TO BE DONE >> From the listing, collect all lines containing the word "React".

SUPPLIED DATA >>
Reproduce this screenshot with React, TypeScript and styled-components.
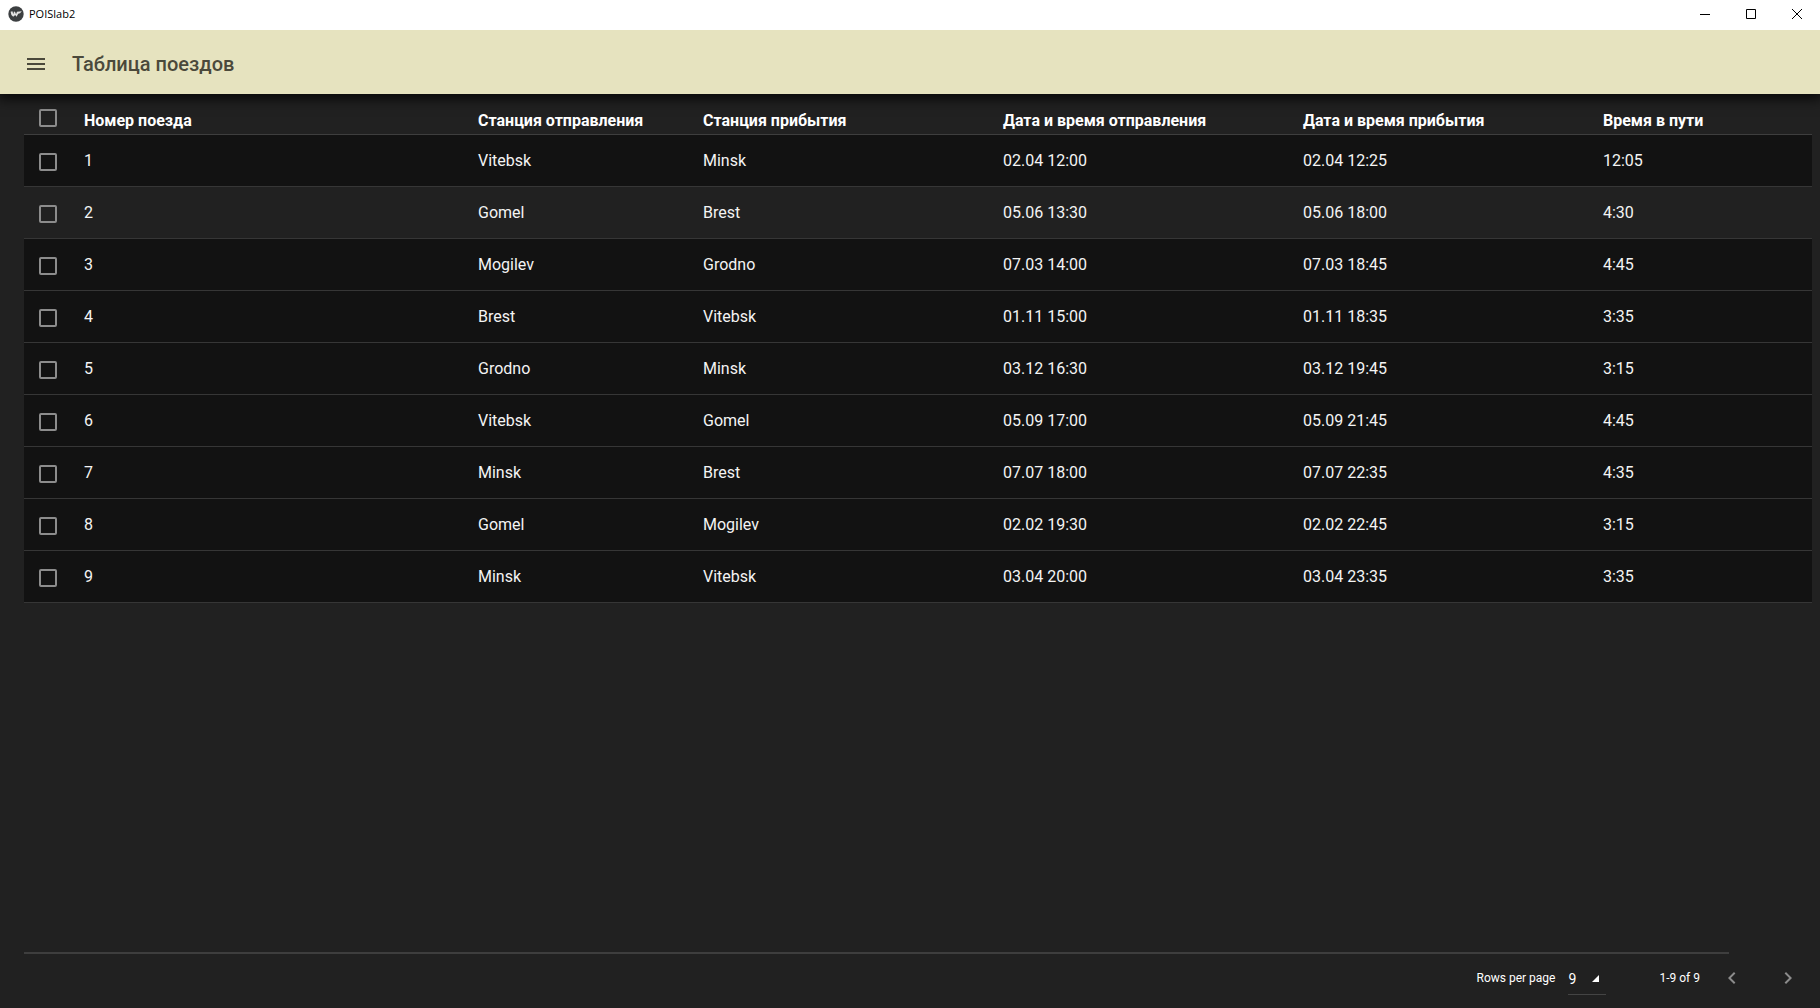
import React, { useState } from "react";
import styled, { createGlobalStyle } from "styled-components";

const GlobalStyle = createGlobalStyle`
  * { box-sizing: border-box; }
  body { margin: 0; background: #212121; }
  button, select, input { font: inherit; margin: 0; }
`;

const Window = styled.div`
  min-height: 100vh;
  display: flex;
  flex-direction: column;
  background: #212121;
  color: #fff;
  font-family: Roboto, "Liberation Sans", sans-serif;
  font-size: 16px;
`;

const TitleBar = styled.header`
  position: relative;
  z-index: 1;
  display: flex;
  align-items: center;
  height: 30px;
  padding: 0 0 2px 8px;
  background: #fff;
  color: #000;
`;

const WindowTitle = styled.span`
  flex: 1;
  margin-left: 5px;
  font-family: "Open Sans", "Noto Sans", sans-serif;
  font-size: 11px;
  line-height: 16px;
`;

const WindowButton = styled.button`
  display: flex;
  align-items: center;
  justify-content: center;
  width: 46px;
  height: 28px;
  padding: 0;
  border: 0;
  background: transparent;
  color: #000;
`;

const Toolbar = styled.div`
  position: relative;
  display: flex;
  align-items: center;
  gap: 24px;
  height: 64px;
  padding: 4px 24px 0;
  background: #e6e3bf;
  color: #4b493b;
  box-shadow: 0 3px 12px 2px rgba(0, 0, 0, 0.75);
`;

const IconButton = styled.button`
  display: flex;
  padding: 0;
  border: 0;
  background: transparent;
  color: inherit;
`;

const PageTitle = styled.h1`
  margin: 0;
  font-size: 20px;
  line-height: 24px;
  font-weight: 500;
`;

const Main = styled.main`
  flex: 1;
  padding: 0 8px 0 24px;
`;

const Table = styled.table`
  width: 100%;
  table-layout: fixed;
  border-collapse: separate;
  border-spacing: 0;
`;

const Col = styled.col<{ $width?: number }>`
  width: ${(p) => (p.$width ? `${p.$width}px` : "auto")};
`;

const HeadCell = styled.th`
  height: 41px;
  padding: 14px 0 0;
  border-bottom: 1px solid #3e3e3e;
  font-weight: 700;
  line-height: 20px;
  text-align: left;
`;

const HeadCheckCell = styled(HeadCell)`
  padding: 7px 0 0 15px;
`;

const Row = styled.tr<{ $highlighted: boolean }>`
  background: ${(p) => (p.$highlighted ? "#212121" : "#121212")};
`;

const Cell = styled.td`
  height: 52px;
  padding: 0;
  border-bottom: 1px solid #363636;
  color: #f4f4f4;
  line-height: 20px;
`;

const CheckCell = styled(Cell)`
  padding: 3px 0 0 15px;
`;

const Checkbox = styled.input.attrs({ type: "checkbox" })`
  appearance: none;
  display: block;
  width: 18px;
  height: 18px;
  border: 2px solid #8c8c8c;
  border-radius: 2px;
  &:checked { background: #e6e3bf; }
`;

const Footer = styled.footer`
  padding-left: 24px;
`;

const Rule = styled.hr`
  height: 2px;
  margin: 0 91px 0 0;
  border: 0;
  background: #3e3e3e;
`;

const Pagination = styled.div`
  display: flex;
  align-items: center;
  justify-content: flex-end;
  height: 54px;
  padding: 0 20px 6px 0;
  font-size: 12px;
  color: #fff;
`;

const SelectBox = styled.div`
  position: relative;
  margin: 2px 53px 0 13px;
`;

const PageSelect = styled.select`
  appearance: none;
  display: block;
  width: 38px;
  height: 32px;
  padding: 0;
  border: 0;
  border-bottom: 1px solid #444;
  border-radius: 0;
  background: transparent;
  color: #fff;
  font-size: 14px;
`;

const SelectArrow = styled.svg`
  position: absolute;
  right: 7px;
  top: 12px;
  pointer-events: none;
`;

const PageButtons = styled.div`
  display: flex;
  gap: 32px;
  margin-left: 20px;
  color: #8c8c8c;
`;

const headings = [
  "Номер поезда",
  "Станция отправления",
  "Станция прибытия",
  "Дата и время отправления",
  "Дата и время прибытия",
  "Время в пути",
];

const trains = [
  ["1", "Vitebsk", "Minsk", "02.04 12:00", "02.04 12:25", "12:05"],
  ["2", "Gomel", "Brest", "05.06 13:30", "05.06 18:00", "4:30"],
  ["3", "Mogilev", "Grodno", "07.03 14:00", "07.03 18:45", "4:45"],
  ["4", "Brest", "Vitebsk", "01.11 15:00", "01.11 18:35", "3:35"],
  ["5", "Grodno", "Minsk", "03.12 16:30", "03.12 19:45", "3:15"],
  ["6", "Vitebsk", "Gomel", "05.09 17:00", "05.09 21:45", "4:45"],
  ["7", "Minsk", "Brest", "07.07 18:00", "07.07 22:35", "4:35"],
  ["8", "Gomel", "Mogilev", "02.02 19:30", "02.02 22:45", "3:15"],
  ["9", "Minsk", "Vitebsk", "03.04 20:00", "03.04 23:35", "3:35"],
];

const Icon = ({ d }: { d: string }) => (
  <svg width="24" height="24" viewBox="0 0 24 24" fill="currentColor" aria-hidden="true">
    <path d={d} />
  </svg>
);

const Glyph = ({ d }: { d: string }) => (
  <svg width="10" height="10" viewBox="0 0 10 10" fill="none" stroke="currentColor" aria-hidden="true">
    <path d={d} />
  </svg>
);

const Logo = () => (
  <svg width="16" height="16" viewBox="0 0 16 16" aria-hidden="true">
    <circle cx="8" cy="8" r="7.7" fill="#3c3f41" />
    <path d="M2.6 5.8 4.4 5.2 5.4 8.2 6 5.2 7.4 6.6 8 8.2 9 5.8 13.8 5.2 12 7.2 10.2 7.8 8.6 10.8 7.2 9 5.2 10.8 3.4 9Z" fill="#e4e4e4" />
  </svg>
);

export default function App() {
  const [selected, setSelected] = useState<string[]>([]);
  const [highlighted, setHighlighted] = useState("2");

  const toggle = (id: string) =>
    setSelected((ids) => (ids.includes(id) ? ids.filter((i) => i !== id) : [...ids, id]));

  return (
    <Window>
      <GlobalStyle />
      <TitleBar>
        <Logo />
        <WindowTitle>POISlab2</WindowTitle>
        <WindowButton aria-label="Minimize"><Glyph d="M0 5.5H10" /></WindowButton>
        <WindowButton aria-label="Maximize"><Glyph d="M.5 .5H9.5V9.5H.5Z" /></WindowButton>
        <WindowButton aria-label="Close"><Glyph d="M0 0 10 10M10 0 0 10" /></WindowButton>
      </TitleBar>
      <Toolbar>
        <IconButton aria-label="Menu">
          <Icon d="M3 18h18v-2H3v2zm0-5h18v-2H3v2zm0-7v2h18V6H3z" />
        </IconButton>
        <PageTitle>Таблица поездов</PageTitle>
      </Toolbar>
      <Main>
        <Table>
          <colgroup>
            <Col $width={60} />
            <Col />
            <Col $width={225} />
            <Col $width={300} />
            <Col $width={300} />
            <Col $width={300} />
            <Col $width={209} />
          </colgroup>
          <thead>
            <tr>
              <HeadCheckCell>
                <Checkbox
                  aria-label="Select all"
                  checked={selected.length === trains.length}
                  onChange={(e) => setSelected(e.target.checked ? trains.map((t) => t[0]) : [])}
                />
              </HeadCheckCell>
              {headings.map((h) => (
                <HeadCell key={h} scope="col">{h}</HeadCell>
              ))}
            </tr>
          </thead>
          <tbody>
            {trains.map((train) => (
              <Row
                key={train[0]}
                $highlighted={highlighted === train[0]}
                onMouseEnter={() => setHighlighted(train[0])}
              >
                <CheckCell>
                  <Checkbox
                    aria-label={`Select ${train[0]}`}
                    checked={selected.includes(train[0])}
                    onChange={() => toggle(train[0])}
                  />
                </CheckCell>
                {train.map((value, i) => (
                  <Cell key={i}>{value}</Cell>
                ))}
              </Row>
            ))}
          </tbody>
        </Table>
      </Main>
      <Footer>
        <Rule />
        <Pagination>
          <label htmlFor="page-size">Rows per page</label>
          <SelectBox>
            <PageSelect id="page-size" defaultValue="9">
              <option>9</option>
            </PageSelect>
            <SelectArrow width="7" height="7" viewBox="0 0 7 7" fill="#fff" aria-hidden="true">
              <path d="M7 0V7H0Z" />
            </SelectArrow>
          </SelectBox>
          <span>1-9 of 9</span>
          <PageButtons>
            <IconButton aria-label="Previous page">
              <Icon d="M15.41 7.41 14 6l-6 6 6 6 1.41-1.41L10.83 12z" />
            </IconButton>
            <IconButton aria-label="Next page">
              <Icon d="M10 6 8.59 7.41 13.17 12l-4.58 4.59L10 18l6-6z" />
            </IconButton>
          </PageButtons>
        </Pagination>
      </Footer>
    </Window>
  );
}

RESPONSE >>
Reproduce this screenshot with React, TypeScript and styled-components.
import React, { useState } from "react";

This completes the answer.